This is a lab project aimed at providing easy access to GPU instances for machine learning engineers. The script uses eksctl to deploy a Kubernetes cluster that is equipped with GPU support. In addition, it allows users to choose between Spot and On-Demand instances. Once the cluster is up and running, it also prepares the environment for deploying Helm charts.
e.g: https://github.com/developmentseed/ds-helm-chart
./deploy.sh <enviroment> <aws_region> create_cluster
./deploy.sh <enviroment> <aws_region> delete_cluster
Once you have created your cluster, the next step is to create your GPU nodes.
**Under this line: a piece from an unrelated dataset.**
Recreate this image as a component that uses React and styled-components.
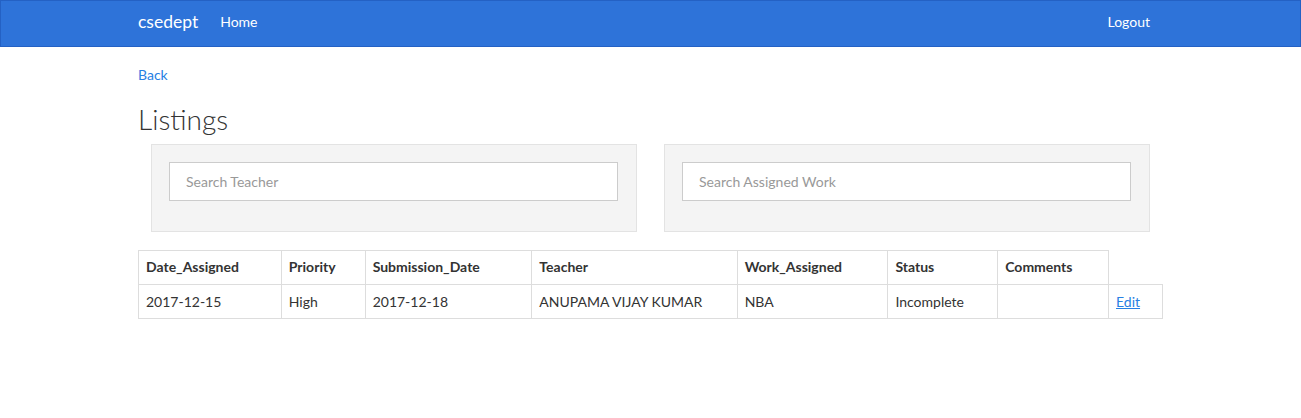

The configuration can be found in the instance_list.yaml file, which you can modify according to the instances you require.
./deploy.sh <enviroment> <aws_region> create_nodes
./deploy.sh <enviroment> <aws_region> delete_nodes
Once you have created your nodes, you will have a file called devseed-k8s-<enviroment>-nodes.yaml
, which will contain the available nodegroup_type for you to use to deploy the helm charts.
If you plan to use persistent disks, make sure to first check the availability zone where your nodes are created. e.g: us-east-1b
then:
aws ec2 create-volume \
--region us-east-1 \
--availability-zone us-east-1b \
--size 20 \
--volume-type gp2 \
--tag-specifications 'ResourceType=volume,Tags=[{Key=Name,Value=devseed-ebs-test}]'
Copy the VolumeId
and add in the values.yaml
file
You can access the GPU node via SSH using a key pair that has been created in AWS, named k8s-sam
. If you require access to the associated private key, k8s-sam.pem
, please reach out to the cluster administrator. If you are setting up your own cluster, you'll also need to create this key pair. To make your experience smoother, essential applications like git
and aws-cli
are pre-installed on the node.
TODO: install docker-compose
sudo systemctl enable docker
sudo usermod -aG docker ${USER}
newgrp docker
ls -la /var/run/docker.sock
sudo systemctl restart docker
sudo curl -L "https://github.com/docker/compose/releases/latest/download/docker-compose-$(uname -s)-$(uname -m)" -o /usr/local/bin/docker-compose
sudo chmod +x /usr/local/bin/docker-compose